State officials late last week had considered scaling back the bond issue to around $160 million. But after gauging strong interest in the debt, the state decided to sell the entire $375 million, according to state Treasurer Richard Cordray. He said retail investors purchased $240 million, or 64%, of the transaction, which in turn sparked interest from institutional investors.

"We are especially proud to have completed this transaction in what has been a very volatile municipal bond market that has made it difficult for many states and local governments to raise the resources needed for their operations and capital projects," Cordray said in a statement.
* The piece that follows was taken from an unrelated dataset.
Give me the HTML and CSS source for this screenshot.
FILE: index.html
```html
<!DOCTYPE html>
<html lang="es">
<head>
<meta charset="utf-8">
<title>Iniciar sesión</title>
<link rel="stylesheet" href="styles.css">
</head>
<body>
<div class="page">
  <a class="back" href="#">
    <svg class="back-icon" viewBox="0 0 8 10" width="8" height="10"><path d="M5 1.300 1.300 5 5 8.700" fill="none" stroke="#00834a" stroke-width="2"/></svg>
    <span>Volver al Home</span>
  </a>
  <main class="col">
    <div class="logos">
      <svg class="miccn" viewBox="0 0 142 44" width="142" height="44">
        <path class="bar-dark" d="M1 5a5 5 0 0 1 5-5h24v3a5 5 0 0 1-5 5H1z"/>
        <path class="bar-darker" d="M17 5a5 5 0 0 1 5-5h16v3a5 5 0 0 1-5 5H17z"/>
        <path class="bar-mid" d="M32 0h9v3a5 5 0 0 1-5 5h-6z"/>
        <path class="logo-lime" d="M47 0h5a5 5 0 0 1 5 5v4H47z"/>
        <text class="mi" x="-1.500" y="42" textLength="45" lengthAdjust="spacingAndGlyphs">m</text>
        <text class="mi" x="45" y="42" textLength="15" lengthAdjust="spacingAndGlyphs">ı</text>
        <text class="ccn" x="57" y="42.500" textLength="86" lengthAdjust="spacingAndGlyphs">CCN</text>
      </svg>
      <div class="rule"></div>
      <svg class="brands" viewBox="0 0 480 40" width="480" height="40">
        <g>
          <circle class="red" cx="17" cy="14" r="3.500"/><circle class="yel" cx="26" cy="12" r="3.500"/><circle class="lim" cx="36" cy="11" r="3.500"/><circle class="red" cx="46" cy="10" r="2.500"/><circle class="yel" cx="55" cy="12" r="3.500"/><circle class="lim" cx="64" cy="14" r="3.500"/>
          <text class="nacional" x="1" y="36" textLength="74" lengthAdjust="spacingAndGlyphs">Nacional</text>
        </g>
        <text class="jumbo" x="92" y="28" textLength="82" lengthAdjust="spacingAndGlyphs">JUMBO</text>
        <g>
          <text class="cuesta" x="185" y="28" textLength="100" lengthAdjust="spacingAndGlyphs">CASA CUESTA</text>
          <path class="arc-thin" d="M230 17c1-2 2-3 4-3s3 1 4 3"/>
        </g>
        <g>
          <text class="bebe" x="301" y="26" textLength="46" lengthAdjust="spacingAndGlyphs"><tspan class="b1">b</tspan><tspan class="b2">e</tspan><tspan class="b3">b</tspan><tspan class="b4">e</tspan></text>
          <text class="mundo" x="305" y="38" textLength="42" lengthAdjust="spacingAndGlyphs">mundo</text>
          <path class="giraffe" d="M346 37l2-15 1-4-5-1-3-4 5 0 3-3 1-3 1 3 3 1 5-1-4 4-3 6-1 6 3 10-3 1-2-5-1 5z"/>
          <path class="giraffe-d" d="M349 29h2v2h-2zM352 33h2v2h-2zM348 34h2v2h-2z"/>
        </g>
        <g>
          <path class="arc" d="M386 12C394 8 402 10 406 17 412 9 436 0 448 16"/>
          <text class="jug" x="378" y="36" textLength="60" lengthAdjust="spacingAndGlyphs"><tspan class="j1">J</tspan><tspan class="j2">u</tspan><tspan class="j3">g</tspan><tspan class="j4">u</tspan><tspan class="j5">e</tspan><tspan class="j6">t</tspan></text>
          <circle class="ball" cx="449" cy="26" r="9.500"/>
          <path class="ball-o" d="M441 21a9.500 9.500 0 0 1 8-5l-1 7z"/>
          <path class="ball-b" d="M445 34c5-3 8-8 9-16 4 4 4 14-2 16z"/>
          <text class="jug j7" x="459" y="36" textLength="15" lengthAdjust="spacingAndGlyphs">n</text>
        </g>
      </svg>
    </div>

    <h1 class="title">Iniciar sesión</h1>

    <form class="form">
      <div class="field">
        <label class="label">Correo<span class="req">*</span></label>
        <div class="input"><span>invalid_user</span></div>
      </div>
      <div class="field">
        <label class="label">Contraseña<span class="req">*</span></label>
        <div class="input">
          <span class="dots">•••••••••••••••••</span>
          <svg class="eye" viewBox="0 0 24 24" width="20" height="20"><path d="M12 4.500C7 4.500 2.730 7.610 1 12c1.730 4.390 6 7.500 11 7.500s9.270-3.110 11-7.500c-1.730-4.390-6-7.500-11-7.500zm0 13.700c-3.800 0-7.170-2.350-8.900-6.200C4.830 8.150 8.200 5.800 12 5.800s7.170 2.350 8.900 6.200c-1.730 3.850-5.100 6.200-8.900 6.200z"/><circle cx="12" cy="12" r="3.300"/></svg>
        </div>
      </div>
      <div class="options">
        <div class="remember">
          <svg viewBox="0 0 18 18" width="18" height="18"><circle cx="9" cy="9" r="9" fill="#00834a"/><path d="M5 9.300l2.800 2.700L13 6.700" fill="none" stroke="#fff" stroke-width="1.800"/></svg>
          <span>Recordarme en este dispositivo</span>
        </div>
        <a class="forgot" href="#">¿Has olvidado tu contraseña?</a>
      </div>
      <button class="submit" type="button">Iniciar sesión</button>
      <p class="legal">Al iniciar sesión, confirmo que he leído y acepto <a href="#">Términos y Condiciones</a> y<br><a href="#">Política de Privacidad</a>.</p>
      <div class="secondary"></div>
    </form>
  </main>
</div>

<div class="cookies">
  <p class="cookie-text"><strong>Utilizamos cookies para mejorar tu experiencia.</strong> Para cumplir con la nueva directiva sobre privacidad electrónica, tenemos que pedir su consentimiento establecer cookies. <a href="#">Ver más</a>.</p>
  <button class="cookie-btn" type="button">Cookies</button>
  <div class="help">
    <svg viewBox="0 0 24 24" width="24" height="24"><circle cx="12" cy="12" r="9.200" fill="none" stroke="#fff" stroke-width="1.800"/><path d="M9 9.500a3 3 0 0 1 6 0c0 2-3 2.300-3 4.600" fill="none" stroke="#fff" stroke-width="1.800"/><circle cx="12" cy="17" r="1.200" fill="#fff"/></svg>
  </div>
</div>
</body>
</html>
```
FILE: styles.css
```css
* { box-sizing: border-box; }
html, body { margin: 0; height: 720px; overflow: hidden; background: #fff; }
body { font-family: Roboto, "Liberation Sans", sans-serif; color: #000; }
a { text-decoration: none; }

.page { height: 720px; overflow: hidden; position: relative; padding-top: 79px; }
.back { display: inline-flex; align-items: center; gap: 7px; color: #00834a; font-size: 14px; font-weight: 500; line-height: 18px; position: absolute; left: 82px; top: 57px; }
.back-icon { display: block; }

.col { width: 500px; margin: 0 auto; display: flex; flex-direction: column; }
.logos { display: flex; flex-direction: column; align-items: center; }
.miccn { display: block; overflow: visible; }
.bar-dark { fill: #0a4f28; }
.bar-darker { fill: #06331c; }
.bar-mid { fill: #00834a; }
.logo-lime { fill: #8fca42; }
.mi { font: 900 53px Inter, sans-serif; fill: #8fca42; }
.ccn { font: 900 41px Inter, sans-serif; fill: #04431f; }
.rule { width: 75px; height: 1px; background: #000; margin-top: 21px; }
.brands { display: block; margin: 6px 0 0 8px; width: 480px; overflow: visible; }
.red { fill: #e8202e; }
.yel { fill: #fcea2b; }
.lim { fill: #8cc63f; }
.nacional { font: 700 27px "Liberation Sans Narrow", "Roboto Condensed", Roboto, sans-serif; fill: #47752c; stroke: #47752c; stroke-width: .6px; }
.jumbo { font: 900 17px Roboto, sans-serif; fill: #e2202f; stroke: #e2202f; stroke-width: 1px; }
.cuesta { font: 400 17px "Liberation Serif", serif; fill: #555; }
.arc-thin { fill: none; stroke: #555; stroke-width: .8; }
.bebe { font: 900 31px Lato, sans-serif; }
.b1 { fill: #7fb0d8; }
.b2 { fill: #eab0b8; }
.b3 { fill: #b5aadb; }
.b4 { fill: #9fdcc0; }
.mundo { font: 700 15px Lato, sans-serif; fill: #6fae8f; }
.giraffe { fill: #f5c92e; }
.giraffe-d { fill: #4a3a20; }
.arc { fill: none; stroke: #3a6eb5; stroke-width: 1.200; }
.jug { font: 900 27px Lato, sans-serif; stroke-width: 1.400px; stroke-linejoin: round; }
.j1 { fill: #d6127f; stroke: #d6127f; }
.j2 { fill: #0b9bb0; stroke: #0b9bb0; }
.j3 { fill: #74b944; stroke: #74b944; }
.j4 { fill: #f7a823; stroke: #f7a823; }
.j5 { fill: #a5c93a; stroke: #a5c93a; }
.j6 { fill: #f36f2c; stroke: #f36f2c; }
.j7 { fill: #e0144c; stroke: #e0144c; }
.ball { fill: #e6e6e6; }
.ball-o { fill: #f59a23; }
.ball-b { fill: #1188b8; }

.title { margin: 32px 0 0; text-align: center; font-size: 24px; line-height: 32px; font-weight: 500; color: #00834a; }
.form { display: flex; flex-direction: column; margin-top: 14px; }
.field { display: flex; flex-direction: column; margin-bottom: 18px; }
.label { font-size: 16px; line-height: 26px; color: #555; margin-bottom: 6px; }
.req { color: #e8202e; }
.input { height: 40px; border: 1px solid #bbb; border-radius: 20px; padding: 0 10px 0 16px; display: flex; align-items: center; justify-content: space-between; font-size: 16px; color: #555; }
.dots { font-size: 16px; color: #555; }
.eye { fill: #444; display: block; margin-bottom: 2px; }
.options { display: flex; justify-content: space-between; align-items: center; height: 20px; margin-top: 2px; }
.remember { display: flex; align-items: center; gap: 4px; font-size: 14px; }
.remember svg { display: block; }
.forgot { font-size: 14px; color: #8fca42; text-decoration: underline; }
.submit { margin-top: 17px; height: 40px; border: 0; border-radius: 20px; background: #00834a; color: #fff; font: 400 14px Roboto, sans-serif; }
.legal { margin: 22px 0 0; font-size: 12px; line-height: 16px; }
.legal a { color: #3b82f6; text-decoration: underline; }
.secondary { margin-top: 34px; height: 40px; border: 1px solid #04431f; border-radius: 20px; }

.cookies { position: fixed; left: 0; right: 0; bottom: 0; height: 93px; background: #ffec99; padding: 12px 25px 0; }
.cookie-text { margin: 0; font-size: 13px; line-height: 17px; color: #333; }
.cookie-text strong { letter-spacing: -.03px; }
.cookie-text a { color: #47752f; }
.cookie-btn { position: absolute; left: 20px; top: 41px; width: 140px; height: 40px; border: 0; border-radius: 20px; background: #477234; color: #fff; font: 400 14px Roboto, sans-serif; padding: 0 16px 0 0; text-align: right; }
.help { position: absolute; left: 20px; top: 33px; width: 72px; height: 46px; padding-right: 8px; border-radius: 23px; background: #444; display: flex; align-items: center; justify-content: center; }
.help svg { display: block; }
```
Ohio achieved a true interest cost of 4.99% on the bonds, according to officials. The bonds sold to institutional investors yesterday captured yields that ranged from 3.25% with a 5% coupon in 2010 to 5.60% with a 5.5% coupon in 2020.

Morgan Stanley was senior manager on the transaction.

The deal comes two weeks after Ohio sold $240 million of infrastructure revenue bonds, of which $180 million went to retail investors, who have stepped in to partially fill the void left by institutional investors that had shunned the market in recent weeks.

The Garvees are secured by the state's share of payments under the Title 23 federal aid highway program. Some issuers have recently postponed their Garvee deals as the federal government last month said the fund was running out of money and it may have to begin rationing its reimbursements to states.

Ohio officials felt confident that the Garvees would sell despite the funding uncertainties, in part because of their strong debt service coverage of more than five times.

Proceeds from the transaction will finance 24 road and bridge projects across the state.

"It's our hope that this will open the door for others who rely on these capital issuances to fund their projects in these difficult economic times," Cordray said.